笹川さん:「BUTTER CHICKEN(バターチキン)」ですね。ニンニク、生姜を炒める時間が最も味を左右します。特徴的な酸味とコクのバランスも。とにかく難しかったですが、カレーの面白さを一番感じられたのはこのカレーですね。
――カレーの面白さというと?
笹川さん:「一晩寝かせたカレーがうまい!」って、よく言われているじゃないですか。味の変化が露骨に現れるんです。トマトの酸味具合が変化したり、甘みやコクが深まったり、食べる時間帯によって「BUTTER CHICKEN」の顔が変わります。
――「VOVO」のカレーって、寝かせているんですか?
笹川さん:おいしいピークを食べてもらいたいので寝かせています。カレーの寿命って4日と言われています。1日目は、角が立っていて素材の味が個々にハッキリとしています。2日目になると、角が少し取れて深みが増して、3日目にコクとうま味がグッと増して「BEEF」「BUTTER CHICKEN」がめちゃくちゃうまいタイミングになります。そして4日目、熟成されてすべてがベストの状態になりますが、なかなか食べられません。ほとんど3日目のベストな状態で鍋が底をついてしまうので、食べられたらラッキーです(笑)
――「VOVO」のカレーのなかでも、かなりの中毒性がある「BEEF」。めちゃくちゃ辛いんですけど、どうやってあの辛さを?企業秘密だったら諦めます(笑)
笹川さん:じゃ、言える範囲で(笑)。トウガラシを悪戯なほどに使っているんですよ。
――悪戯なほどに?一本でも辛いですよね。どのくらい入っているんですか?
笹川さん:1皿に対して30~40gのトウガラシを使用しています。20~30本分ですね(笑)。そして粉末のトウガラシも加えて、他のスパイスと一緒に煮込みます。トウガラシって、火を通すことで辛味が増すんです。しっかりと辛味を抽出して、苦いスパイスのグローブとの相乗効果で、あの中毒性のある「BEEF」は完成します。
――……それは辛い訳ですね(笑)。
笹川さん:正直、仕込んでいると目が痛いです(笑)。ちなみに、トウガラシをプラスして食べる強者もいますよ。ある程度の辛さまで達すると、辛さは変わらないそうですが。

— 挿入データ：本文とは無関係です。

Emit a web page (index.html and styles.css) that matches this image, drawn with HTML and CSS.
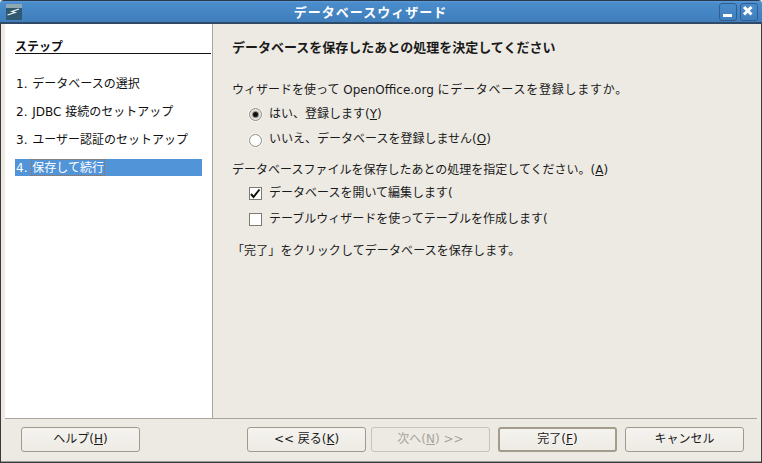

――ノーマル状態でも、かなりの辛さなのに。これから「BEEF」にチャレンジする方に、アドバイスはありますか?
笹川さん:辛いからといって、水をガブガブ飲まない方がいいですね。辛さは消えないので。飲むならラッシーをオススメします。あと、サラダは残しておきましょう。ヒリヒリとした口内に、一時の癒しをもたらしてくれますから。
――開店当初より「BEEF」「BUTTER CHICKEN」「VEGETABLES(ベジタブル)」「DRY(ドライ)」の4種類を展開していますが、ニューフェイスの登場はありますか?
笹川さん:11月~2月の期間限定で、ジビエ(イノシシ、シカ)のカレーを提供しています。このカレーは、僕が初めて考案したカレーたちなんです。15時間煮込んだスープにスパイスを合わせ、イノシシのうま味を最大限に引き出しました。ドライカレーとソースカレーのコラボレーションカレーです。
――ジビエのカレーとは珍しいですね。どうしてジビエを選んだんですか?
笹川さん:オーナーは上越で「柿崎ブーシェリー」というジビエの食肉処理施設もしています。シーズンになるとイノシシ、シカを狩りに行きます。その肉を使って何かできないかと考え、「イノシシのキュリー」「シカのキュリー」は誕生しました。現在、既存のメニューはレトルトや缶詰として販売もしています。これからジビエのカレーも登場しますので、イートインと合わせて楽しんでください。
悪戯な辛さの「BEEF」中毒者のひとりである私。ヒーヒーと唇を腫らしながら食べていましたが、そんなにも大量なトウガラシが投入されているとは露知らず。なるほど、辛い訳だ。サラダにラッシーと、辛さの救世主を聞きましたが、もうひとつ忘れていました、カラフルな付け合わせ。細かく刻まれた漬物ってことは理解していたので、ここぞとばかりに正体を聞いてきました。なんと、しその実、らっきょう、桜大根。ガッツリ和食ベースじゃないかと思いつつ、確かに日本人は福神漬けやらっきょうを一緒に食べるな…って、納得。ドバっと全部をふりかけて食べるのがオススメのスタイルらしいです。そもそも付け合わせのネーミングは「ふりかけ」だから。